> _RECORDS_:
--- --- ---
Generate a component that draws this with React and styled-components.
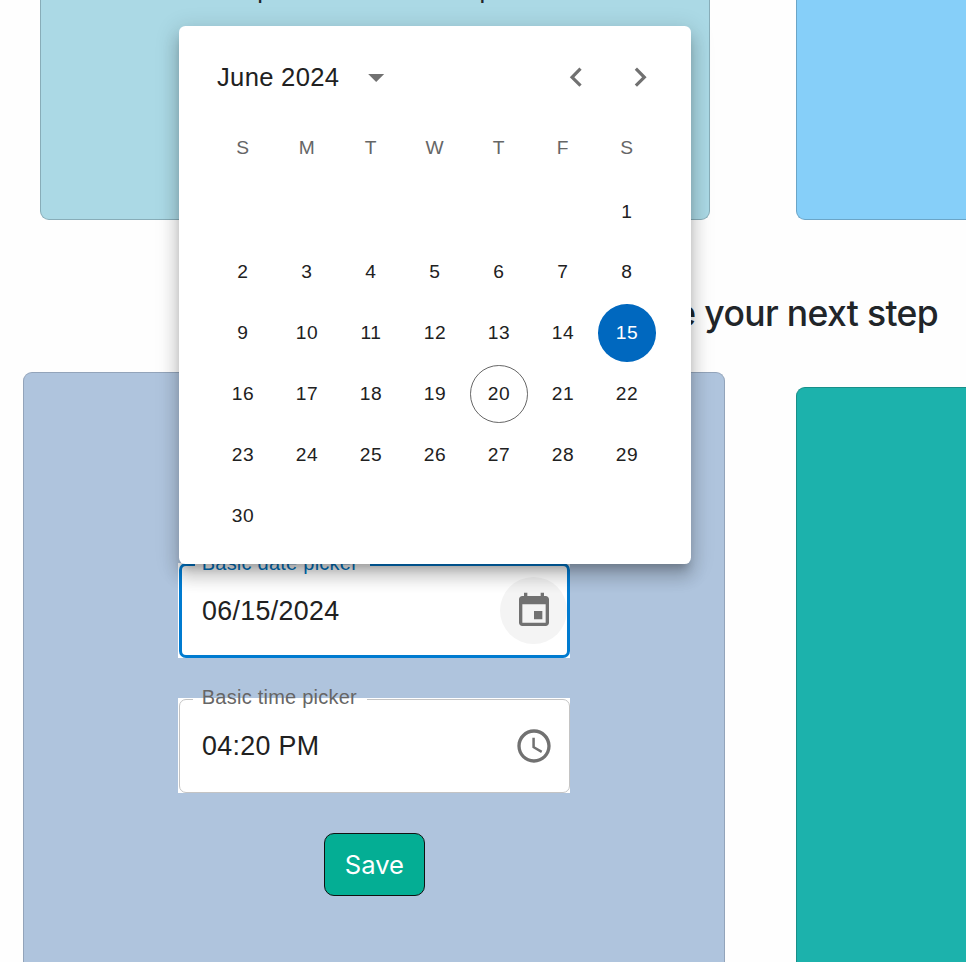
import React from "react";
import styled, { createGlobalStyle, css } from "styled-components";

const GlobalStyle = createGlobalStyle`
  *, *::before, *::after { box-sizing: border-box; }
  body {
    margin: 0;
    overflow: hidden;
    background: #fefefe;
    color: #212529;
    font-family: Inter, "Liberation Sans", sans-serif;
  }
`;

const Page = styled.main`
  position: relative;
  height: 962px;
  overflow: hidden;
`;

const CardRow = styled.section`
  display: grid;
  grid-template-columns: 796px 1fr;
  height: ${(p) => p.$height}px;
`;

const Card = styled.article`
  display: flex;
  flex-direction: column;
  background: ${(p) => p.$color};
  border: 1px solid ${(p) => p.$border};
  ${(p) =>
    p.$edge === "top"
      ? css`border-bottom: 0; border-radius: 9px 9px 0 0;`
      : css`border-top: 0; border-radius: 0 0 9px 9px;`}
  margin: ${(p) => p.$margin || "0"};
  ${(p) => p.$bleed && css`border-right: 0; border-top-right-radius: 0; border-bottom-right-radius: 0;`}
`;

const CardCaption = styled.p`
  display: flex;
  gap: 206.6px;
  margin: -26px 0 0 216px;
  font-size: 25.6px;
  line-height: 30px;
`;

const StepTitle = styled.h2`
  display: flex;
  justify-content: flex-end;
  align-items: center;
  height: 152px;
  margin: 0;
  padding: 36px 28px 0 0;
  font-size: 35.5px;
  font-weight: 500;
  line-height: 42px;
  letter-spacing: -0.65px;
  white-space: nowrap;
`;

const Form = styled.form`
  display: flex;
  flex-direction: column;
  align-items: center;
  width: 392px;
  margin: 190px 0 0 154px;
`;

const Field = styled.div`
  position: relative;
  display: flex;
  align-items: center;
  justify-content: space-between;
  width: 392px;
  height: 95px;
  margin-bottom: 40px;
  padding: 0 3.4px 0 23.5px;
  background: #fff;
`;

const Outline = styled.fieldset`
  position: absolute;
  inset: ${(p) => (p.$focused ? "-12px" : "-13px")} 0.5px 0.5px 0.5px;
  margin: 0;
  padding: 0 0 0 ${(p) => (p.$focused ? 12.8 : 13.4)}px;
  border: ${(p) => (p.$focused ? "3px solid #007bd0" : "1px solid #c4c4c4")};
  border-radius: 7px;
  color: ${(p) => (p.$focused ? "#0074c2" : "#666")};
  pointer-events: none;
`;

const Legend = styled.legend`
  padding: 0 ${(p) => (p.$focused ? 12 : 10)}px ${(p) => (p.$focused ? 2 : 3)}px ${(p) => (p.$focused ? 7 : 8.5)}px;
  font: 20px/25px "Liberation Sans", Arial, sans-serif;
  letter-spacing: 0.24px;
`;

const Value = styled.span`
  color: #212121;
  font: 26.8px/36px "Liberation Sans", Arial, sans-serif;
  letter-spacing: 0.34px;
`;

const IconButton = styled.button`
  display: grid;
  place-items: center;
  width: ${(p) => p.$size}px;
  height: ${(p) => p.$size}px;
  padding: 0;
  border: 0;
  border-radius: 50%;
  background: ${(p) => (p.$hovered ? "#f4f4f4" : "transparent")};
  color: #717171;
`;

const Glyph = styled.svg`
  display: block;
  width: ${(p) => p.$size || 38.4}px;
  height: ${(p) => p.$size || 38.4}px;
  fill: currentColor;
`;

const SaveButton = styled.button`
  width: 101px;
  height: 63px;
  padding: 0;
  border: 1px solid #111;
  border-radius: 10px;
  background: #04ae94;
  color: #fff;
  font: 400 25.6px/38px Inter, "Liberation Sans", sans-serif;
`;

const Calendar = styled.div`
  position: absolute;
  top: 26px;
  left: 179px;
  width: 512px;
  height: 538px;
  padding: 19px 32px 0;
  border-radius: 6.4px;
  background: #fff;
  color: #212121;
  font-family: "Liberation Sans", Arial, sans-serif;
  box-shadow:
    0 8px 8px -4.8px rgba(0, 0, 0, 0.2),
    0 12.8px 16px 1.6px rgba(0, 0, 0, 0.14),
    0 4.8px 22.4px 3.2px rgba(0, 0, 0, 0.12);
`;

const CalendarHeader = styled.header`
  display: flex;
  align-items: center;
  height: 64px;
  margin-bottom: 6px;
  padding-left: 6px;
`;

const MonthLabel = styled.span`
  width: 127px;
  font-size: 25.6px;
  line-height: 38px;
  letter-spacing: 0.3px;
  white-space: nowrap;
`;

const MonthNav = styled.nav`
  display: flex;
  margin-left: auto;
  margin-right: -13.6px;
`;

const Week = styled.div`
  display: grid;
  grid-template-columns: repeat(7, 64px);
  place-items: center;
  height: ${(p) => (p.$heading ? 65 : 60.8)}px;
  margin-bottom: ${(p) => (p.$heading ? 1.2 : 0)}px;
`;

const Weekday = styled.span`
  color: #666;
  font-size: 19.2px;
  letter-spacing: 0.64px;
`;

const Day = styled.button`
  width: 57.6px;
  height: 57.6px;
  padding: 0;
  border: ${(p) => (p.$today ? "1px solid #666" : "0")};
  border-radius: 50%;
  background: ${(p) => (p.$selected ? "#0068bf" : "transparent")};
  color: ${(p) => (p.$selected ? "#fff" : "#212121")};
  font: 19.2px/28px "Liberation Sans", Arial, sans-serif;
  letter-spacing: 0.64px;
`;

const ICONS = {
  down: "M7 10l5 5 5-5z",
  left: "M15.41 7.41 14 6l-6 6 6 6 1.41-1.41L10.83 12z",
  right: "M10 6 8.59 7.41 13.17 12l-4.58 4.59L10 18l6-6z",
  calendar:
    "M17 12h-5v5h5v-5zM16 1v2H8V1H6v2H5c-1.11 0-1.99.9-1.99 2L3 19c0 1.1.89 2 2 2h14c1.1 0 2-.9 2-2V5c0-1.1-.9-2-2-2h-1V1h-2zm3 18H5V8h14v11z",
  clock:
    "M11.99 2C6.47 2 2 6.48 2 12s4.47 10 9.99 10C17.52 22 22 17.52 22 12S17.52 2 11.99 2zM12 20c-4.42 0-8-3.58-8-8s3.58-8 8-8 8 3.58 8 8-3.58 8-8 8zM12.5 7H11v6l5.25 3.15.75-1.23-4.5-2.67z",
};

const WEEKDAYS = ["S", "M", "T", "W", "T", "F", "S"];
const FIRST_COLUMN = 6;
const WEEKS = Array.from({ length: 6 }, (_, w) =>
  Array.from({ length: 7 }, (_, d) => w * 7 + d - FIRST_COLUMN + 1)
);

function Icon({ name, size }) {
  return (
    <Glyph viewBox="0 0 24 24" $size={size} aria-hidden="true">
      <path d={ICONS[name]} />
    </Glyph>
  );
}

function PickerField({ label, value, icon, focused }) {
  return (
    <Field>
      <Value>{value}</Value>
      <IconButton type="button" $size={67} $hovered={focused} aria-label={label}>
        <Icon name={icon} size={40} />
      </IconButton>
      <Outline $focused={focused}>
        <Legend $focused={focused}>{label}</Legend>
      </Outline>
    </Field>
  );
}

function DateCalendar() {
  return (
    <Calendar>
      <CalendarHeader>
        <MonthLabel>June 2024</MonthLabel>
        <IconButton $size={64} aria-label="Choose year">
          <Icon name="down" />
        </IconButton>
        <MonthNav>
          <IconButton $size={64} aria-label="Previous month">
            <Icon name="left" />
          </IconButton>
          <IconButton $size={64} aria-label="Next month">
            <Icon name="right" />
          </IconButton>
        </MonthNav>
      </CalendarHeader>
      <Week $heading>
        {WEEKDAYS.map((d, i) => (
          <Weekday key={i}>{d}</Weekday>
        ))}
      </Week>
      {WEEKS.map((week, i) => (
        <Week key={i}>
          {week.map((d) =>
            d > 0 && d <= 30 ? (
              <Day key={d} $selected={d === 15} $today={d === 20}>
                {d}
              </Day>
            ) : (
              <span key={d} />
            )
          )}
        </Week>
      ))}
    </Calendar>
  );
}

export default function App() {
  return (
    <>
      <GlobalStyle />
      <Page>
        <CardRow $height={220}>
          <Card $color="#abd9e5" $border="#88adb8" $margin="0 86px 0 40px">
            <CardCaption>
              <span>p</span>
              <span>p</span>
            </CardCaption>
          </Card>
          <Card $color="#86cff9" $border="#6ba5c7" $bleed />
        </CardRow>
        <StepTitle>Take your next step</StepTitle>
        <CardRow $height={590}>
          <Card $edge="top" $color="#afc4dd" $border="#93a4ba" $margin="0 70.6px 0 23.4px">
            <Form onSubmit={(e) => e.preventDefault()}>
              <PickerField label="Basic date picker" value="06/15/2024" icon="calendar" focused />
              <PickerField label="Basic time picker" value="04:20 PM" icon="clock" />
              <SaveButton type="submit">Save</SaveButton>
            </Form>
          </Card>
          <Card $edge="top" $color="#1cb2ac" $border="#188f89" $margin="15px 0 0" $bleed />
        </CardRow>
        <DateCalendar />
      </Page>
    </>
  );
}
--- --- ---
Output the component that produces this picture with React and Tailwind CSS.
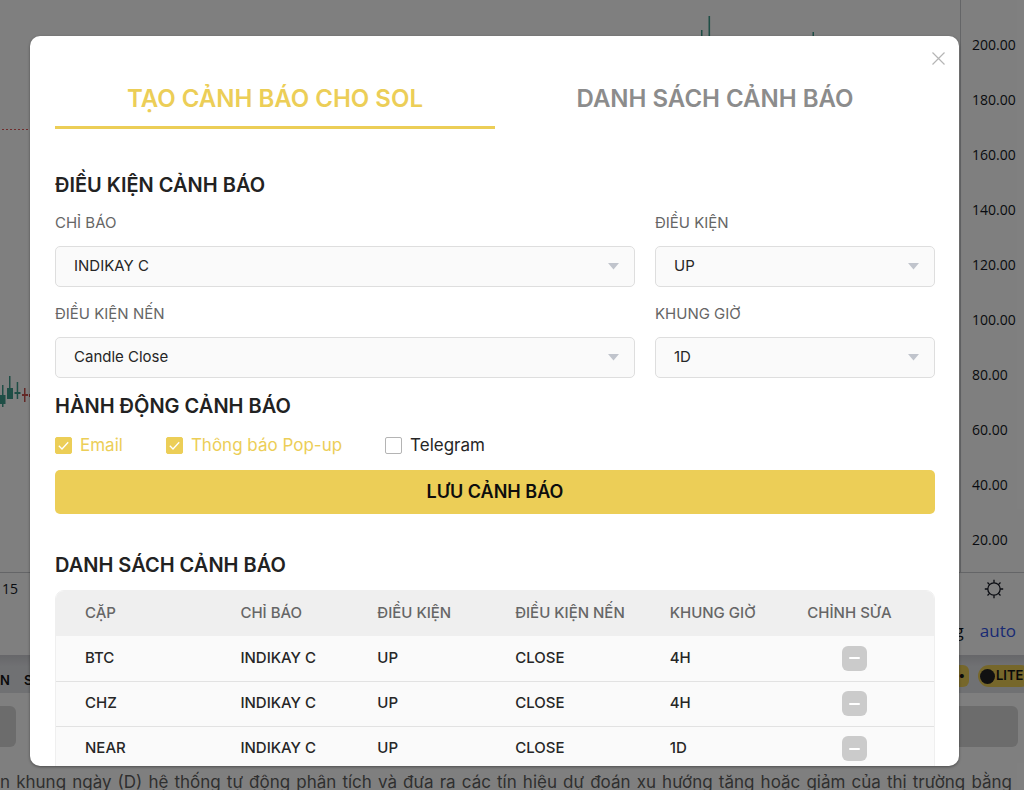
--- --- ---
> _TASK_: Identify the lines of the entries containing the string "React". Copy each such line.

> _FULL SOLUTION_:
Generate a component that draws this with React and styled-components.
import React from "react";
Output the component that produces this picture with React and Tailwind CSS.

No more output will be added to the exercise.